БОРИС ГРОЙС. Есть музеи, такие как Лувр, Тейт, МоМА, которые сформировались в горизонте исторического сознания. Относительно них возможна критика, что они тенденциозны, но лишь потому, что изначально заявили о своей нейтральности, а теперь не выполняют обещаний. Если мы возьмем музей Эль Баррио, там ситуация совершенно другая. Этот музей не пространство нейтральной репрезентации, а витрина определенного сообщества. И дальше начинаются проблемы с тем, как это сообщество понимает свою идентичность, как распределяется власть внутри него, и т.д. Довольно быстро выяснилось, что Эль Баррио представляет собой место воспевания латиноамериканизма, понятного в духе романтизма девятнадцатого века, весьма далекого от современной латиноамериканской жизни, от политики и проблем реальных людей. К такому повороту событий, например, оказалась не готова моя коллега, до этого работавшая в Музее современного искусства Барселоны (MACBA) в Каталонии, где заявка на нейтральность как раз была. В какой-то момент, правда, MACBA стал подвергаться критике со стороны каталонских националистов, и в результате все хорошие специалисты, которые в музее работали, оттуда ушли. Моя приятельница была последней, кто там оставался, и была шокирована, когда в Нью-Йорке обнаружила то же самое.

ВАЛЕРИЙ ЛЕДЕНЕВ. То есть нейтральность — это результат выбора со стороны той или иной институции?

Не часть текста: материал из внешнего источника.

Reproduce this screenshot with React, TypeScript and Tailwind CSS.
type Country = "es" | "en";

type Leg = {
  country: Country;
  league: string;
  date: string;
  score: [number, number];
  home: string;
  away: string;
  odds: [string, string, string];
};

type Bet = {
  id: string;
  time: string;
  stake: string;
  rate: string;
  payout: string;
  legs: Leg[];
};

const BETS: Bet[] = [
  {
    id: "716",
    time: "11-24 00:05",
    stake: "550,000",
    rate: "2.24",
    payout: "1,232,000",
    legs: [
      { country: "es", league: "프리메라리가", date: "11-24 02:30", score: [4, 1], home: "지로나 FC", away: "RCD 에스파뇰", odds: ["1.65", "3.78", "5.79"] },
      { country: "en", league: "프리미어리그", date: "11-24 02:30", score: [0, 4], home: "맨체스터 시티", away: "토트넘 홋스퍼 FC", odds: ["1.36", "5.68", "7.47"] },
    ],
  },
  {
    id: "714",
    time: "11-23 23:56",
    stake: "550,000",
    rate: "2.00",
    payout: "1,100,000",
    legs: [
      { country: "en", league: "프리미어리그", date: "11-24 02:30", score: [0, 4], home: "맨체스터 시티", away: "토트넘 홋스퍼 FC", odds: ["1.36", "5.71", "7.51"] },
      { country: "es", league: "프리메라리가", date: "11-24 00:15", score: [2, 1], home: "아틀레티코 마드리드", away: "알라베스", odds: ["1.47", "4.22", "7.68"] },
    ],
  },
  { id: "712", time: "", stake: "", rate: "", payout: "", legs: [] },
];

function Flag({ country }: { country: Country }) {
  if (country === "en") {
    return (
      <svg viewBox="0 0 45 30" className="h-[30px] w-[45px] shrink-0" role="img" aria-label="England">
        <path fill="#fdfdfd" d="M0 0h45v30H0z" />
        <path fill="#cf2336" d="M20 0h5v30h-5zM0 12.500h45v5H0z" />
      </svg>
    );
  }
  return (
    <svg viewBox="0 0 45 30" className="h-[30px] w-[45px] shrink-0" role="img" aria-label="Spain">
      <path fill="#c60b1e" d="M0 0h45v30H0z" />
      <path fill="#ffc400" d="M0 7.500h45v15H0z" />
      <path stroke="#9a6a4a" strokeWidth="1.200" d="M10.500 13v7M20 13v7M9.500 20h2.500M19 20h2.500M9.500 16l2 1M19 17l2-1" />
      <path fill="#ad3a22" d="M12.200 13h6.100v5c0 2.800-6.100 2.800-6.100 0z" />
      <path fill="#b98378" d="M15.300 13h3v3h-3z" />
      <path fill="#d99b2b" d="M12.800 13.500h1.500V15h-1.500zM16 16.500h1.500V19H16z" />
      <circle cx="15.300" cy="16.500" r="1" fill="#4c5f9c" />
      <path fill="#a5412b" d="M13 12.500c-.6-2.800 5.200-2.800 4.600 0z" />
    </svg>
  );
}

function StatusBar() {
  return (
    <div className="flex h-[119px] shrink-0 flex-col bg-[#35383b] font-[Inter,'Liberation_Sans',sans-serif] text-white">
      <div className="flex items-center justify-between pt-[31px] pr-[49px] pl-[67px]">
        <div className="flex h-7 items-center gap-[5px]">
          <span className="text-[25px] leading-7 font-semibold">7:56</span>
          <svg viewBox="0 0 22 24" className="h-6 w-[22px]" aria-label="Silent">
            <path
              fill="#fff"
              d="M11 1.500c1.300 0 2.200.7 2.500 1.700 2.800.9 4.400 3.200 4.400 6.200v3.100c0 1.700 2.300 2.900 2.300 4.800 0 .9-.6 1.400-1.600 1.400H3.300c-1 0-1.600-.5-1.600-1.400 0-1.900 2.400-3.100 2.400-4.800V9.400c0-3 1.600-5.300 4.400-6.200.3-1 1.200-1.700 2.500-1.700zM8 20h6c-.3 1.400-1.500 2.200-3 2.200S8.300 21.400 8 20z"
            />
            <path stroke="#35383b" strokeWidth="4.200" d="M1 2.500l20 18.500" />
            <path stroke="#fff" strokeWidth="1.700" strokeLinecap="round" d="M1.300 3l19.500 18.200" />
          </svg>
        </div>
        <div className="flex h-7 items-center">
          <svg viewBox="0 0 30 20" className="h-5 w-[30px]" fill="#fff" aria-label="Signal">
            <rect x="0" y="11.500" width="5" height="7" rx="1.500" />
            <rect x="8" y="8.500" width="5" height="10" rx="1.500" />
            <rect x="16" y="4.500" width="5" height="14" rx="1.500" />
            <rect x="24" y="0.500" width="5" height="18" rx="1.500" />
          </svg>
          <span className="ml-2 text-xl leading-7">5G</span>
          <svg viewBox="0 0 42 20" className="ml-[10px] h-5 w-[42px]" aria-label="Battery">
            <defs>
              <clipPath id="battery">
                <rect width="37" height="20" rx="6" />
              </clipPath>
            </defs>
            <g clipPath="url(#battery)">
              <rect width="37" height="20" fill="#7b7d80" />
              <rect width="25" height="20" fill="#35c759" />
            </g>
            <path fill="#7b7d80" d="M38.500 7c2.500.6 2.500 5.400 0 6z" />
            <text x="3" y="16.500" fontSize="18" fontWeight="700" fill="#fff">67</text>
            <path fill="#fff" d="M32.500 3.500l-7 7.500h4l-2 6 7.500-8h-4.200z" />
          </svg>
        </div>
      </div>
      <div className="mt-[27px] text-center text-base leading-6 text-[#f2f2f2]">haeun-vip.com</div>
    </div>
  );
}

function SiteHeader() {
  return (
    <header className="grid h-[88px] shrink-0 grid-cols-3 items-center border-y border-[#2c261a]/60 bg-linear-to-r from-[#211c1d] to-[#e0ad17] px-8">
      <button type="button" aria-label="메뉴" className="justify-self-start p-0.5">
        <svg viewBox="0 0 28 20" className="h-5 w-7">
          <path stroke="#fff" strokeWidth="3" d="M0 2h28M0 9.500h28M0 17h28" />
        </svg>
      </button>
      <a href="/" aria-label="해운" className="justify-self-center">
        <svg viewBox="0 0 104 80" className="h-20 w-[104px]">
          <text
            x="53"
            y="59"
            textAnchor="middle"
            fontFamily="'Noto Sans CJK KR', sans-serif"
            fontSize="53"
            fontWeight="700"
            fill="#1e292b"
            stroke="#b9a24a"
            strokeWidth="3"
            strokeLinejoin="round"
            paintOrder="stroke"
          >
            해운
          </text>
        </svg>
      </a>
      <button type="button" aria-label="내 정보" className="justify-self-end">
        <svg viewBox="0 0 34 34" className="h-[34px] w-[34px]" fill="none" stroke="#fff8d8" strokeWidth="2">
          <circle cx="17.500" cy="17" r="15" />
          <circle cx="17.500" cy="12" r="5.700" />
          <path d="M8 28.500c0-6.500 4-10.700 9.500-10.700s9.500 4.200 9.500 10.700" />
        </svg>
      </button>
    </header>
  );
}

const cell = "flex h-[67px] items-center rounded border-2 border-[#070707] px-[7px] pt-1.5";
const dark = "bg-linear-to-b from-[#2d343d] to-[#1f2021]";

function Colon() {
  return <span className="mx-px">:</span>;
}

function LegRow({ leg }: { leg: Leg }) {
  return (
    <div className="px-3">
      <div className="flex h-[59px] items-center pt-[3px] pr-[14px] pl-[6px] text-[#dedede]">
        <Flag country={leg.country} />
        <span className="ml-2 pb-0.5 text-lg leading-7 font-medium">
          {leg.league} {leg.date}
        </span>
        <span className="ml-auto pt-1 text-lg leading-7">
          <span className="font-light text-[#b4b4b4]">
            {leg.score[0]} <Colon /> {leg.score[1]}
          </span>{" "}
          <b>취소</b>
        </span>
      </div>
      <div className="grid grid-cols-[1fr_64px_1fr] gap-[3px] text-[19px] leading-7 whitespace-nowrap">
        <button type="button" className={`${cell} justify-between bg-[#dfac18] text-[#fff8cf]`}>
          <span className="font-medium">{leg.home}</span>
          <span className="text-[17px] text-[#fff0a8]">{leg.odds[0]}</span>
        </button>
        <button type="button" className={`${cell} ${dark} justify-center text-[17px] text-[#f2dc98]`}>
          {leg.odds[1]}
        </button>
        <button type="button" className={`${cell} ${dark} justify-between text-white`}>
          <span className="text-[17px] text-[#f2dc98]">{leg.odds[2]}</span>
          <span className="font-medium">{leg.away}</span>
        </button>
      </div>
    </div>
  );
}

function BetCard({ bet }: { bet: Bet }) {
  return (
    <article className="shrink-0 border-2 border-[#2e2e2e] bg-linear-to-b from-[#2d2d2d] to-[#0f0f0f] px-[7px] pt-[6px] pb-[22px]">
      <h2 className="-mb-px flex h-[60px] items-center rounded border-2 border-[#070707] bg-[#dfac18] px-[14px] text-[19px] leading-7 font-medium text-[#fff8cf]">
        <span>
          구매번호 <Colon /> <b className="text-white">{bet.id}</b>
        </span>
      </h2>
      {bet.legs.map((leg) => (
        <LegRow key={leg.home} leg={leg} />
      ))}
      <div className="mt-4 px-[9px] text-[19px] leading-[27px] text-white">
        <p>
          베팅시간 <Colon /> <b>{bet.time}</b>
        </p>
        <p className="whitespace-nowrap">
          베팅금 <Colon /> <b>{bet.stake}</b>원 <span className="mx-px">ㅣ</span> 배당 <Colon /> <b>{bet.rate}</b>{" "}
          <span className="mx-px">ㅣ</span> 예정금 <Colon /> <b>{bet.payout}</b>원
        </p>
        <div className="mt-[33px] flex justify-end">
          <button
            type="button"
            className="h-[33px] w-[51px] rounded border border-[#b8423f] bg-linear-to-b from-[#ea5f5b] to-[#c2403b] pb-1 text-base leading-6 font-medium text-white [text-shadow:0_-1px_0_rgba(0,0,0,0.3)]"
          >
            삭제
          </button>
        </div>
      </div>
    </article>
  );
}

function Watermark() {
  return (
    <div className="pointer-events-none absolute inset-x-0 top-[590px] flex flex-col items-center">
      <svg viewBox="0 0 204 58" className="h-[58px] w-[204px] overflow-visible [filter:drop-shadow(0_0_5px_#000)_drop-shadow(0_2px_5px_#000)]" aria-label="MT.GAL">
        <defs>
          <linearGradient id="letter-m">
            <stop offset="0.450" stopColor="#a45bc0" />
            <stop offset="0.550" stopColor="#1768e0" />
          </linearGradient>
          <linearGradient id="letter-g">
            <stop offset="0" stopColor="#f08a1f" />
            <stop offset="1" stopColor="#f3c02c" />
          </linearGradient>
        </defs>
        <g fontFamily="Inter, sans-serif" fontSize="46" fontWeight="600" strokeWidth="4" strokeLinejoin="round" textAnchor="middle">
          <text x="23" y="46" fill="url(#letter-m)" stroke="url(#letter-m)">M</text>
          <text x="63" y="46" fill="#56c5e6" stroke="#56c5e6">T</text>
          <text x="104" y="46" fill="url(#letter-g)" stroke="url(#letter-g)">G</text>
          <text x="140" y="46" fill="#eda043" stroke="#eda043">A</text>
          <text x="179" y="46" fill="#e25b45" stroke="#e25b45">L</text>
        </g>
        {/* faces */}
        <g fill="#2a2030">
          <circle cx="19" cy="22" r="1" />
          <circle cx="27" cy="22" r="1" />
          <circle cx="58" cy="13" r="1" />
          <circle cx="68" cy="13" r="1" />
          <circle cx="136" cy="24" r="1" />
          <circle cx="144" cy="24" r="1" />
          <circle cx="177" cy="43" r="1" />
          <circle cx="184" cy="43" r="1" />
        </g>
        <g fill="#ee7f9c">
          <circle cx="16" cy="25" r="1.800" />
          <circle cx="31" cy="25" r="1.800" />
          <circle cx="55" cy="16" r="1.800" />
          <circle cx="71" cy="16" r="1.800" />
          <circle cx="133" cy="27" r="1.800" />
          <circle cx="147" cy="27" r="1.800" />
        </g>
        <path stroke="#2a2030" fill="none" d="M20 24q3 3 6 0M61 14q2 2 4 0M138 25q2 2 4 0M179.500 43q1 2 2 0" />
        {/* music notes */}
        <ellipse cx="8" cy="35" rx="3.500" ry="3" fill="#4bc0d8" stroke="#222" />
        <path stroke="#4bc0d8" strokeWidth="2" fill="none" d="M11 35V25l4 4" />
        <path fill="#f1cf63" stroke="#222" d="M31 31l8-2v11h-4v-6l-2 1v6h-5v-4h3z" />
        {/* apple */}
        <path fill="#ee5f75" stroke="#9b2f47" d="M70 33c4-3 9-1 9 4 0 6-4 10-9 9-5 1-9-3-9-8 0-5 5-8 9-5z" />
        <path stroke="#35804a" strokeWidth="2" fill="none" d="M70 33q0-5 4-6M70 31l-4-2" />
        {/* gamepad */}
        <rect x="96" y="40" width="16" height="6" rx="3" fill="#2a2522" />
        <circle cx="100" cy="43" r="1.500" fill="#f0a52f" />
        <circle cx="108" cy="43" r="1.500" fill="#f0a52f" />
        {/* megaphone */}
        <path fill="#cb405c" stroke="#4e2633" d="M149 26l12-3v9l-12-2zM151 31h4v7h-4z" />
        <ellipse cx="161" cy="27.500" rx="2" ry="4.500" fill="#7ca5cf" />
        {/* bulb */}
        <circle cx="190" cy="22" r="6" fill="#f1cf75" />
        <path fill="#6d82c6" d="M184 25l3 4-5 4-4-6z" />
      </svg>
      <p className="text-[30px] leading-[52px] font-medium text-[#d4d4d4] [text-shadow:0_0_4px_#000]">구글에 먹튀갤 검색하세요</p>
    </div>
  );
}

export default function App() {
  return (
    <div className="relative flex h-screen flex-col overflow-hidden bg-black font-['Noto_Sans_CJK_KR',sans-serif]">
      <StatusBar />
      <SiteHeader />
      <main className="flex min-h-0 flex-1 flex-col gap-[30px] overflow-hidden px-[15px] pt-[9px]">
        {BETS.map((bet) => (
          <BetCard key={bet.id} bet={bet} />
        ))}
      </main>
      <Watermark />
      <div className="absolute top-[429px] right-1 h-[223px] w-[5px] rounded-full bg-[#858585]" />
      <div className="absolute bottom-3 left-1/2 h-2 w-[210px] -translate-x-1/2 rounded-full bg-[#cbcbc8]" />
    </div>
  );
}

БОРИС ГРОЙС. Я сказал бы точнее, что нейтральный музей в его европейском понимании — это довольно локальный европейский феномен. Американские институции, например, таковыми не являются, и на нейтральность никогда даже не претендовали. Однажды я спросил одного из сотрудников МоМА, зачем он выставляет то, что выставляет. И как европеец получил неожиданный для европейца ответ: чтобы воспитывать вкус посетителей. Когда дело касается воспитательной функции, хотя с МоМА, конечно, все не так однозначно, об идеальной конструкции нейтрального музея не может быть и речи. Я бы так же сказал, что такого музея никогда не было и в России. Здесь всегда предполагалось, что показывать народу можно только произведения высокого художественного качества. А такой подход убивает нейтральность музея сразу, потому что высокое качество интерпретируется разными людьми по-разному. Если взять европейские институции, то они выставляют различные понимания художественного качества. Но когда представление о нем унифицировано и сведено к единой перспективе, мы имеем дело с дворцом, пусть даже в нем представлено искусство различных эпох. Это может быть дворец имперский, а может быть социалистический. Дворцовая культура действительно базируется на идее высокого качества, там показываются по-настоящему хорошие вещи, можете быть в этом уверены. Но к музейной культуре западного историзма все это имеет весьма отдаленное отношение.

ВАЛЕРИЙ ЛЕДЕНЕВ. То, что вы сказали о музее как дворце, в значительной мере относится к Государственному Эрмитажу в Санкт-Петербурге. Как в таком случае можно было бы оценить решение провести в нем биеннале современного искусства «Манифеста»-10?

БОРИС ГРОЙС. Я бы сказал, что это постепенное превращение дворца в музей. Существует довольно интересная работа — не уверен, публиковалась ли она когда-либо. Это доклад архитектора Рема Колхаса по поводу анализа Эрмитажа и модусов его функционирования7. Я присутствовал на двух его чтениях. Колхас довольно остроумно демонстрировал не музейный, а дворцовый характер Эрмитажа. Его план представлял собой попытку трансформировать Эрмитаж посредством обращения к идее white cube и исторической системе репрезентации. Я считаю, что в Эрмитаже сейчас проводятся довольно интересные эксперименты. Здесь проходят выставки, открываются новые залы современного искусства. История с «Манифестой» может постепенно привести к его трансформации. Но важно осознавать, что западный подход к созданию музея как нейтрального пространства, базирующегося не на критериях вкуса, а на критериях исторической релевантности, для России не характерен и характерен не был.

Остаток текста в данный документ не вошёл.